If you didn’t check out my Twitter feed on Friday night, you’ll see there was a lot of pics and videos from Juan Pablo’s date in Salt Lake City as part of the Electric Run. I’ve never done one of these, but the so-called “Fun Runs” are becoming all the craze now, so I can see why they chose this. It was a 1-on-1 date with Kat Hurd, and she ended up with a rose, obviously. Since I can’t embed Instagram videos on here, here are some links that people posted with quick clips of the two of them:
JP & Kat on stage (courtesy of Carrierunz)
JP & Kat dancing on stage (courtesy of Mellihrub)
JP offering rose to Kat (courtesy of Josi9)
JP & Kat leaving the stage (courtesy of twedebird)
Not sure when Juan Pablo started talking like wrestler Albert Del Rio, but he sure as hell did on stage that night. I wonder who will be playing the role of RVD in the house. Sorry, just geeked out there for a second with my WWE references. The second rose ceremony of the season was last night. I will keep you updated throughout the course of the season on information that I receive. More girls coming this week.
-The story about Chris Harrison dating Selma broke about an hour after I posted my links on Friday. As I tweeted out, there’s no truth to this. Did they attend the same event this past Thursday night? Yes. Are they dating? No. Sorry to disappoint.
-Graham Bunn’s annual Lemonade Stand in Central Park was held yesterday, and plenty of alumni shared their thoughts on Juan Pablo. I tend to agree with Will Holman myself.
-Forgot to post this last week after a few people emailed me about it. What is former “Bachelor” and “Bachelor Pad” contestant Jamie Otis been up to lately? Showing off her teeth apparently.
-I have no idea who this RHONJ person is, but apparently she has a thing for former “Bachelor” Prince Lorenzo Borghese.

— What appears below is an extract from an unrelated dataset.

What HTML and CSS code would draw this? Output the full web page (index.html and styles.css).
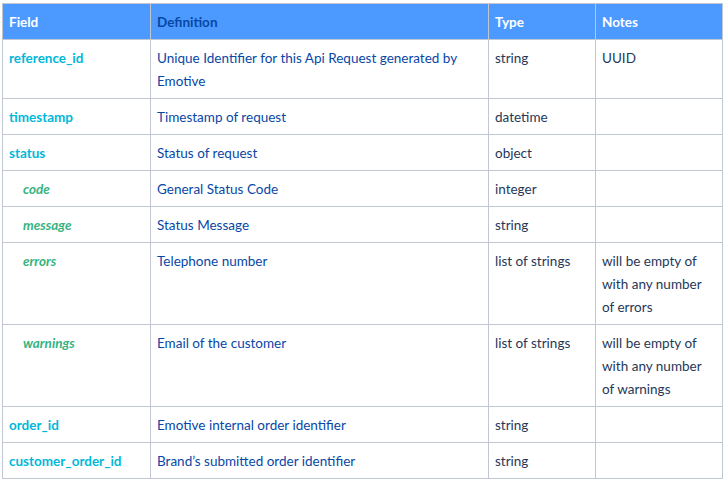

-Of course we will start our non-Bachelor related links with two of my favorite people: Courtney Stodden and Miley. Yes, I think Miley is on the level of Britney now where we should only refer to her by her first name. But first, here’s Courtney looking like an absolute hot mess in London the other night. Wow. I’m sure she wasn’t violated about 10 different ways that night.
-Some comedy troupe decided to parody Madonna’s “Papa Don’t Preach” in true Miley fashion. Funny stuff.
-Speaking of M, did anyone catch her act at the IHeart Radio Festival in Vegas this past weekend? Yes, that’s what she wore. Outstanding.
-Since Snooki has a child, and when you have a child your breasts start heading south, she now wants a boob job. Thanks for sharing.
-Apparently if you disturb Jon Gosselin on his property, he will fire a gun at you. So yeah, might wanna leave him alone.
-Not that I haven’t pounded you over the head with this for years, but even more proof that your favorite reality shows aren’t the least bit real. Trust me, the “Bachelor” contract is basically exactly the same. So why do these people sign it? Well one, I don’t think they really ever read it. And two, because the exposure they know they’ll get from it.
-It’s never a good sign when your new show is about to debut, the pilot has already been panned by the critics, so the show decides that, “Ahhh, screw it. We’ll just show the second episode as the premiere. That’ll teach em’.” Expect “Super Fun Night” to be one of the first casualties of the fall season. Rebel Wilson part of an ensemble cast? Sure. As a lead? Don’t think so.
-Hey look, Michael Buble was once a horny teenager back in the day that groped women with his boys around. Fun times!
-Maybe some of you knew this, but former “Survivor” winner Boston Rob basically is a professional poker player. For a living. That’s his job. Oh boy. This might not end well for him.
-Four Words: Kate Upton. Flip Cup.
-Two new shows begin tonight that have piqued my interest, “Hostages” on CBS and “The Blacklist” on NBC. Problem is my Monday night is already overloaded with shows, so I need to decide on one over the other. I’ll record both and make a determination after a couple of episodes.
-So here is the racist “Big Brother” contestant Aaryn’s explanation for, well, being a racist. Y’all, she didn’t know she was a racist cuz no one told her. Ahhhhh, perfectly logical explanation. You’re totally forgiven now.
-Former SNL funnyman Andy Samberg got married over the weekend to someone I had no idea he was even dating. How many “Dick in a Box” jokes you think were told at that wedding? At least tell me the Lonely Island boys sang this diddy at the reception:
-I think it’s safe to say things are going swimmingly between Simon Cowell and his new baby mama. Ahhh, true love.
-For those that maybe didn’t want to spend 3 hours watching an awards show last night, here is a complete list of your Emmy winners. If anyone got even half of these right, you’re a better person than me. A lot of upsets last night.
-The best part about Jeff Daniels winning Best Actor in a Drama? No, nothing to do with “Newsroom” since I haven’t seen 5 minutes of that show. The fact that at the presser afterwards, he let us all know he’s headed to Atlanta today to begin shooting “Dumb and Dumber To.” You have no idea how much this excites me.
-And finally, it’s safe to say Arizona Cardinals safety Rashad Johnson had the worst sports injury of the weekend. That probably hurt a smidge.